EXERCISE DESCRIPTION:
How many of the lines here include "this"? Answer with a single number.

* Start *

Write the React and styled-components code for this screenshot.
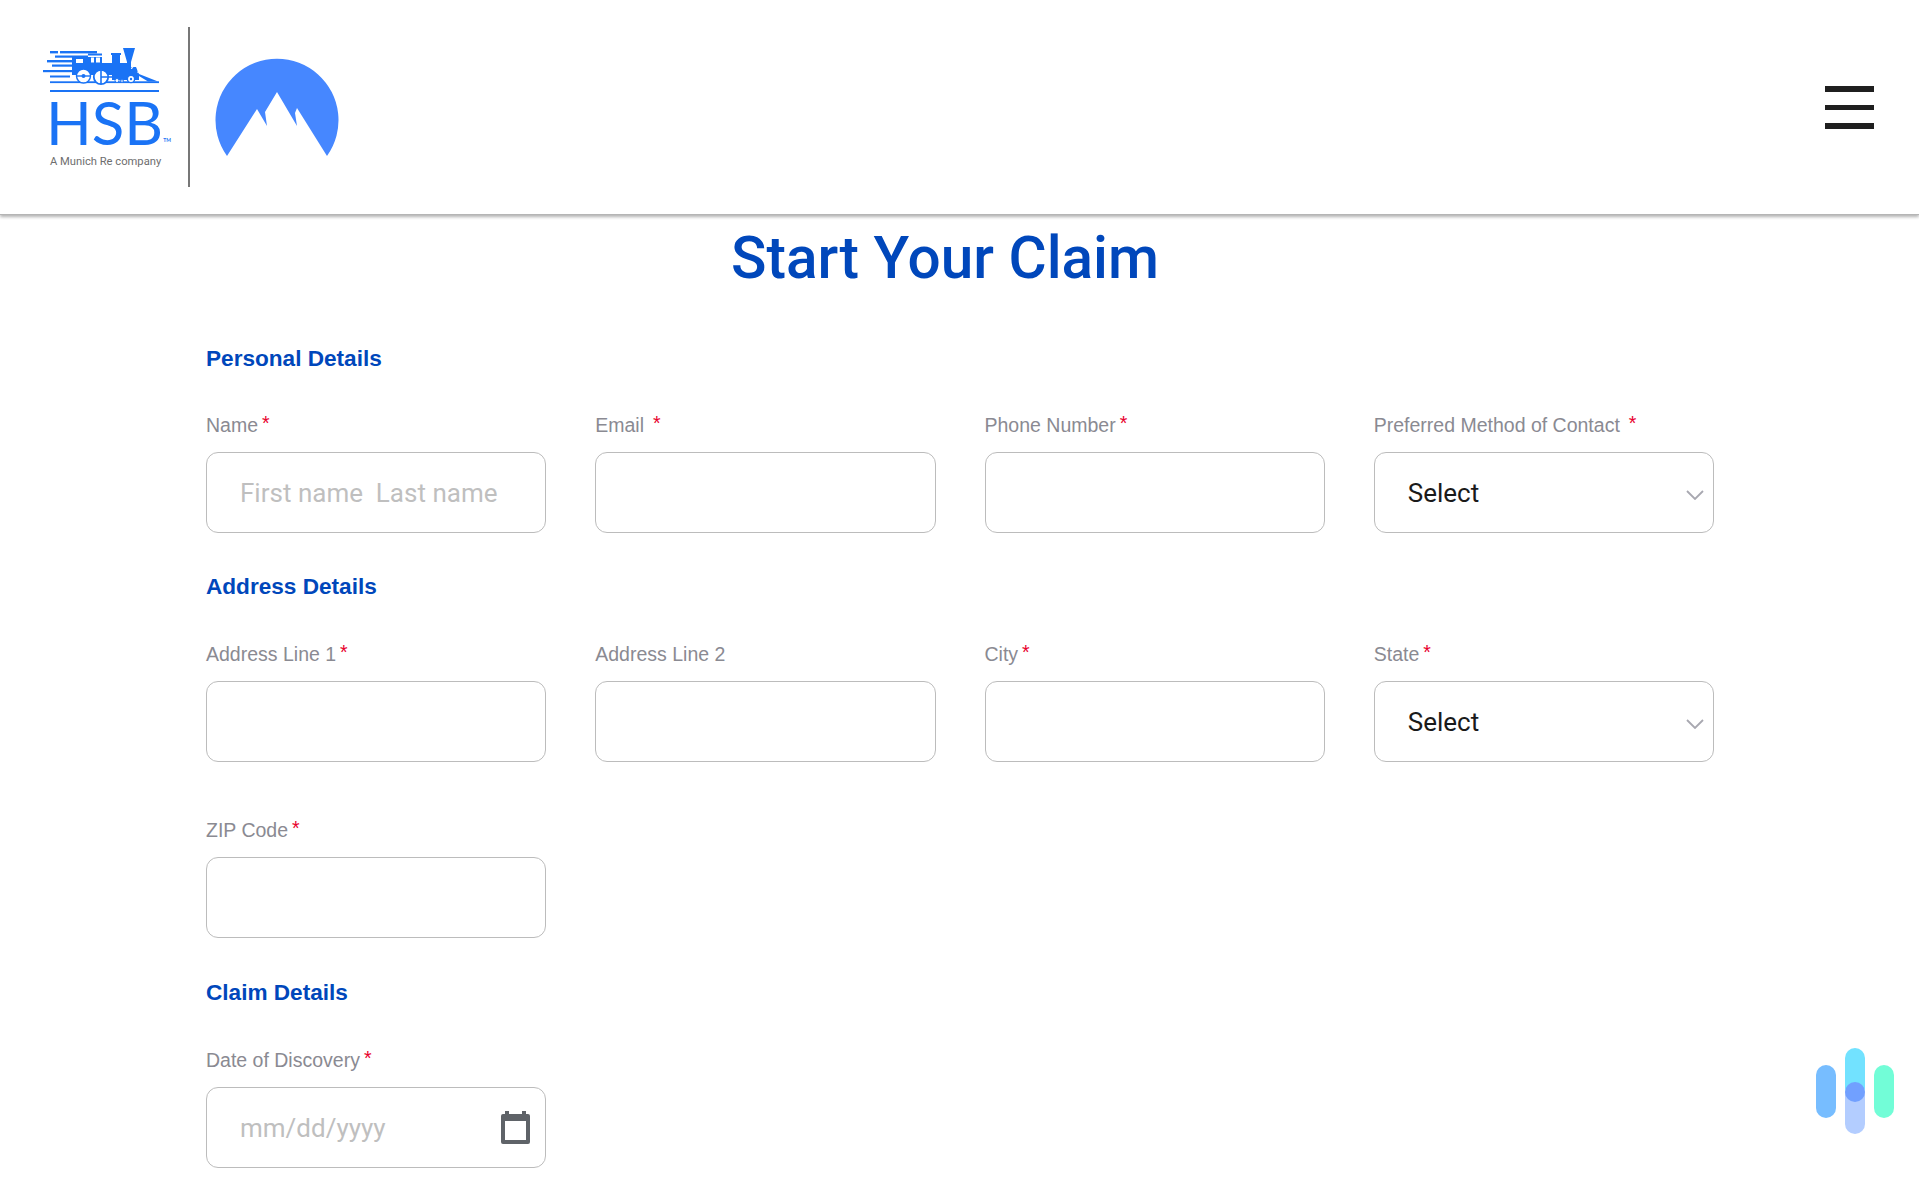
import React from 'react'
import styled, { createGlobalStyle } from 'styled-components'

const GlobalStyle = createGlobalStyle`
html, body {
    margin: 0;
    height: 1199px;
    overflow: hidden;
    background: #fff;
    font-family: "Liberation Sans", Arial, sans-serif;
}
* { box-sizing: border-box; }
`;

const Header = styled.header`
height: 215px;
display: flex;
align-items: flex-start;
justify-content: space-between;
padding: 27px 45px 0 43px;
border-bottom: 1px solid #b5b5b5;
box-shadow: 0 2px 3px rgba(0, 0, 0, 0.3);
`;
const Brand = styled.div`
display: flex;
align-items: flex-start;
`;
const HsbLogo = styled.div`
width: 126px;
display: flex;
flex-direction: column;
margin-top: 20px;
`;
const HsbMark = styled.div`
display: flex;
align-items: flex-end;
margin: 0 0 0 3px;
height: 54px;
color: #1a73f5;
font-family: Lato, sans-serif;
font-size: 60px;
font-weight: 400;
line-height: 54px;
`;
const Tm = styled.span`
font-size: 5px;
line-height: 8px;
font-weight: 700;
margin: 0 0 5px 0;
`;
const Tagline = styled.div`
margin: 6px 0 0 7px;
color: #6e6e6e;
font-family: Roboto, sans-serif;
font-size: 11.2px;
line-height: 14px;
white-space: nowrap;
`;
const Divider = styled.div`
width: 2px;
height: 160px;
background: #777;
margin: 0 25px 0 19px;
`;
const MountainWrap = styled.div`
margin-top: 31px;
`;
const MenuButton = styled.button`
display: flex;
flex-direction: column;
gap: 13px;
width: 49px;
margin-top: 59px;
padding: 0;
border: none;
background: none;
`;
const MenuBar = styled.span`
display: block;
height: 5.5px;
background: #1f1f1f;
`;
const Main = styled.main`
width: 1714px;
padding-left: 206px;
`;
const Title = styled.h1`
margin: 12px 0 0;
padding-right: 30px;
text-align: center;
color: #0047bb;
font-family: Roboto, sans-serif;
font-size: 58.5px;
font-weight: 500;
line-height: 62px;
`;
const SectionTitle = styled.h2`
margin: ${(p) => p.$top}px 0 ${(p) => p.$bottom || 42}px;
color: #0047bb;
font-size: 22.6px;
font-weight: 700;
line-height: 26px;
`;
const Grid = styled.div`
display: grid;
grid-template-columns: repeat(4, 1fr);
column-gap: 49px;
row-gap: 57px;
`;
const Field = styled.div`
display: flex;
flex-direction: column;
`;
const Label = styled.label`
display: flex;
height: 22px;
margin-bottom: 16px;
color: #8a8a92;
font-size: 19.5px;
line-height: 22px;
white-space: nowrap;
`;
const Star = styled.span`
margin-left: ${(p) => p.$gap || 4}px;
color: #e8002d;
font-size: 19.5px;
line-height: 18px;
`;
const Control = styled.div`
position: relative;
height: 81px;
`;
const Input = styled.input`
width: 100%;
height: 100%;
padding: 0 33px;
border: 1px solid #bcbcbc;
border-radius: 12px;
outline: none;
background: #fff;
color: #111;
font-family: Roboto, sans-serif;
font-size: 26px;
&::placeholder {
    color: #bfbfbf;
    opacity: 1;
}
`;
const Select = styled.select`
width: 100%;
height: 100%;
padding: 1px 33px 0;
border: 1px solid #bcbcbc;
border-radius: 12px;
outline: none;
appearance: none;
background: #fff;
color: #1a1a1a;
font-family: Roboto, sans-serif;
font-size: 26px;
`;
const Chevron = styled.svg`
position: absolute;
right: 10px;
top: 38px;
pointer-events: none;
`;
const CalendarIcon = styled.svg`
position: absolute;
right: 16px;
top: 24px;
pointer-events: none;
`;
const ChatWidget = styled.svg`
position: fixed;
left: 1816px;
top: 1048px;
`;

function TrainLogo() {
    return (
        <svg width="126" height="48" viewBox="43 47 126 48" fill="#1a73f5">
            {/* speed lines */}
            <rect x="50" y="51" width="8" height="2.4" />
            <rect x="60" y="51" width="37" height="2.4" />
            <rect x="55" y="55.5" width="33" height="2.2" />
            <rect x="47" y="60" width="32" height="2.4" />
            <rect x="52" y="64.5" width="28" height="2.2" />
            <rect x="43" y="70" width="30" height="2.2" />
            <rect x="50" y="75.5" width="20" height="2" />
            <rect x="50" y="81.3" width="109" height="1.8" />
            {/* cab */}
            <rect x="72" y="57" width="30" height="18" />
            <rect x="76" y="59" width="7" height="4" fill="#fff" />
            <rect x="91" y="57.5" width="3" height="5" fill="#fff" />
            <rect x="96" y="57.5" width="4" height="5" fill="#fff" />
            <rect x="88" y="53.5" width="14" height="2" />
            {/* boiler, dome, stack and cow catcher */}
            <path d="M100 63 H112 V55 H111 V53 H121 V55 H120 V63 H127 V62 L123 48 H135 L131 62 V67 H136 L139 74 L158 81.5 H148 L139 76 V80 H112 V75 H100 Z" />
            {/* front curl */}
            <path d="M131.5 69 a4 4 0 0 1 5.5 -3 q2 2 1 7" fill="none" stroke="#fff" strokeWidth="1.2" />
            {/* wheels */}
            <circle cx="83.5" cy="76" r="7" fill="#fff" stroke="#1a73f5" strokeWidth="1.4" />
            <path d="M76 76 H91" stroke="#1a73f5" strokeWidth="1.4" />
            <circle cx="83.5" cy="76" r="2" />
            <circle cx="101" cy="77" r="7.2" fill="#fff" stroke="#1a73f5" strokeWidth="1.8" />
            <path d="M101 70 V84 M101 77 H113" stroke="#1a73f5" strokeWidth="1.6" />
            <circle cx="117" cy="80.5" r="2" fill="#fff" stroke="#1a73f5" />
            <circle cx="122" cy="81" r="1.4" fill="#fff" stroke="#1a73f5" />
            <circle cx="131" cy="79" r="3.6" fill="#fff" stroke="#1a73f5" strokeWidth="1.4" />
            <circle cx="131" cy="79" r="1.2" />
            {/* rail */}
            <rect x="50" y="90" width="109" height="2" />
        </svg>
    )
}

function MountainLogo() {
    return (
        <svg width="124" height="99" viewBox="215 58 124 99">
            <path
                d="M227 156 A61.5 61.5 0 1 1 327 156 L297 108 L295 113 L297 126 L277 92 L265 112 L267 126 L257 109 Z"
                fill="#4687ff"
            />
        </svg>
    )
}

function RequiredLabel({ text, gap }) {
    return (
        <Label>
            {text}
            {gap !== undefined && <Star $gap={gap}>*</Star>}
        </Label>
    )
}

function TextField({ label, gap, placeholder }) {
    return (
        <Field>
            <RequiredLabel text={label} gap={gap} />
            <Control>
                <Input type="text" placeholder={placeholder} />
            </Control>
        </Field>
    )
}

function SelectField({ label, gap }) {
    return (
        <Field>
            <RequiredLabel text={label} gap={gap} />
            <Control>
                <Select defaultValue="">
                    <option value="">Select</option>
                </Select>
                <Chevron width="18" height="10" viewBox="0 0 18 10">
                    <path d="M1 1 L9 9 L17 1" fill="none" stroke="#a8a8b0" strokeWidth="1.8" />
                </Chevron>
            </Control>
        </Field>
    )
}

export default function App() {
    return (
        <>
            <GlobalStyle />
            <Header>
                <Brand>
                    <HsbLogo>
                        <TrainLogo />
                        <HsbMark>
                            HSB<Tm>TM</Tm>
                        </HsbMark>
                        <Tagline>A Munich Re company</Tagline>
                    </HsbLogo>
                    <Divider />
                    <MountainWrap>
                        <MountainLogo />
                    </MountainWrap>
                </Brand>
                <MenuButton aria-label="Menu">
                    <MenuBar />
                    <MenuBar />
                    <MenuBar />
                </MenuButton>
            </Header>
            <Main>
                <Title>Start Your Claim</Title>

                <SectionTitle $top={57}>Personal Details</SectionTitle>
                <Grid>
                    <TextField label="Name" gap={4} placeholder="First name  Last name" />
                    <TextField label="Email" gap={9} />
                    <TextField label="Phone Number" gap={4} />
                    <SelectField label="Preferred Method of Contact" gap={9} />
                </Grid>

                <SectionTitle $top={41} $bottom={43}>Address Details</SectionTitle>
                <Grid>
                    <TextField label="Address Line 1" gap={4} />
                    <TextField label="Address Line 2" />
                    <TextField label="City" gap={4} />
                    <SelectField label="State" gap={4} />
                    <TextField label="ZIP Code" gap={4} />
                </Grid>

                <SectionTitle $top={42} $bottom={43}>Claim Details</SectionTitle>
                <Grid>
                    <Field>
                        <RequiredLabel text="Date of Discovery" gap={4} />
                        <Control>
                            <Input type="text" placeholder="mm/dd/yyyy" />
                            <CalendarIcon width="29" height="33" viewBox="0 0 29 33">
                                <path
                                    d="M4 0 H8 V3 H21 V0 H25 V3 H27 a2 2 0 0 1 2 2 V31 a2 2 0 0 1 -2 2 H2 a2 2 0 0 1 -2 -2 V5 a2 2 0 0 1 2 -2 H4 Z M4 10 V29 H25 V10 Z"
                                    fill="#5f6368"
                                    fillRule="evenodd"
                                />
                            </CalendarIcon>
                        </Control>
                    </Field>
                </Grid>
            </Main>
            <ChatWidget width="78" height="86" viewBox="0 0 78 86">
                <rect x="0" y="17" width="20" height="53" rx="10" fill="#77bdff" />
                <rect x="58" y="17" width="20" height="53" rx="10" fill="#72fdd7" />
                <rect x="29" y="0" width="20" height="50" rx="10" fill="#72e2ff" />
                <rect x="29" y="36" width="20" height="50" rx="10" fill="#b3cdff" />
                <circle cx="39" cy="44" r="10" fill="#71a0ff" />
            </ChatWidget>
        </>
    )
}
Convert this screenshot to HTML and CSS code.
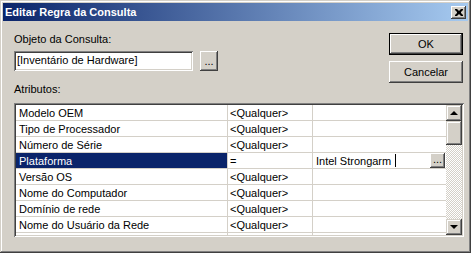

* End *

SOLUTION TO THE PROBLEM:
2